O imponderável ficou maior
Rodrigo de Almeida
JORNAL DO BRASIL - 27/04/09
Os prazos são razoáveis, a descoberta se deu no estágio mais inicial do linfoma, as chances de cura parecem grandes e a fortaleza com a qual habitualmente se cerca e se move dão à ministra Dilma Rousseff credenciais suficientes para se manter no jogo – como a forte chefe da Casa Civil, a líder do principal programa de desenvolvimento econômico do governo e candidata a candidata em 2010. Mesmo assim, está-se inegavelmente diante de uma bomba gigantesca. (Houve quem classificasse a notícia do sábado como um terremoto).
É delicado tratar de assuntos de saúde no mundo político, mas este caso se revela especial: Dilma é a principal ministra e a preferida do presidente Lula para disputar sua sucessão pelo PT. Sua saúde, portanto, entrará na equação política daqui para frente. Não seria diferente em qualquer país do mundo. Eis por que o tema foi tratado no sábado como assunto de Estado, com uma admissão serena e exemplar da doença e do tratamento, por Dilma, ao lado do ministro Franklin Martins (Comunicação Social).
Os males que temos, no corpo e na alma, têm de ser combatidos. Os tumores, lancetados. Os medos, vencidos. Merecem, pois, a solidariedade e a torcida da família, dos amigos, dos aliados mais próximos, dos adversários mais distantes e mesmo de quem, com alguma sensibilidade, não parece preocupado com os rumos do atual governo e da sucessão presidencial do ano que vem.
Este é um lado da moeda: a aposta individual de Dilma na cura do câncer que a abate. No outro lado, a aposta dupla, a conjugação de esforços – pessoais e partidários – tanto na tarefa da cura quanto na manutenção de sua condição de primeira-ministra-candidata. É aí onde doença, presente e futuro políticos vão misturar-se ainda mais. Nenhuma dúvida sobre qual lado ela escolheu.
Ouvindo no fim de semana intelectuais e parlamentares petistas, conclui-se que ambos, PT e governo, darão tempo ao tempo. Em público, há uma avaliação corrente de que, na prática, pouca coisa muda. Por ora. Apostam-se nas credenciais citadas na abertura da coluna. O líder do PT na Câmara, Cândido Vaccarezza, sublinhou que o nome de Dilma está consolidado em todas as correntes do petismo e que a revelação do câncer não muda essa consolidação. É uma conduta correta. Seria mesmo cedo qualquer desvio de rota no momento. Mais do que isso, seria inútil, descortês e desonesto agir diferente. Há alguns meses à frente para o quadro adquirir contornos mais nítidos.

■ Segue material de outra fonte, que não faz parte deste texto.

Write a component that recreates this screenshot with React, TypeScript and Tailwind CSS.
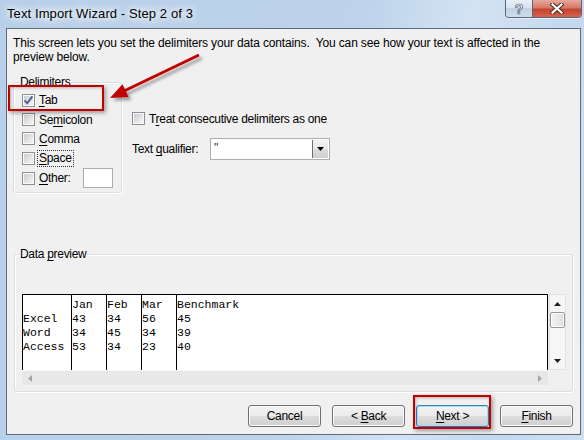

É preciso reconhecer, porém, que, embora a sucessão esteja longe, uma eventual troca de candidato, se vier a ocorrer, deverá ser realizada até o início de 2010. Se muito. Neste campo, é possível enxergar alguns cenários no horizonte próximo. Um deles é mais otimista para Lula, Dilma e PT: o sentimento de solidariedade e simpatia, comuns nesses casos, pode ajudá-la. A ministra já enfrentou outros momentos complicados em sua vida. Vencendo mais esse drama, sai dele curada e, por que não, publicamente santificada – ainda que seja um ganho involuntário, sem qualquer semente publicitária que associe a vitória contra a doença à superação das adversidades políticas (até porque a conduta da ministra desabona qualquer possibilidade de exploração do caso).
Um outro cenário torna a coisa mais difícil. A saúde de um potencial presidente é assunto de interesse público, sobretudo porque o país já viveu o trauma de Tancredo Neves, há 24 anos. A notícia do fim de semana instaurou uma dose adicional de imponderabilidade à sucessão. Enquanto não houver a certeza da plena recuperação médica de Dilma, fica prejudicada não só a costura de apoios políticos e empresariais, fundamental na pré-campanha, quanto o próprio desempenho da ministra à frente do governo. Nenhum dos cenários é perfeito, e só o tempo imediato ajudará a abrir os possíveis caminhos – de Dilma, dos partidos e dos eleitores.
Mea-culpa
Jornalismo e política muitas vezes andam unidos pela mão da insensibilidade e da frieza. Ou outra definição não se pode dar às exigências do ofício – analisar os passos políticos demarcados por um drama pessoal. Com o pedido de perdão, vão aqui a expressão de desvelo e os votos de sucesso pleno à ministra nesta que provavelmente será a luta mais penosa e profunda de uma vida repleta de desafios pessoais e políticos.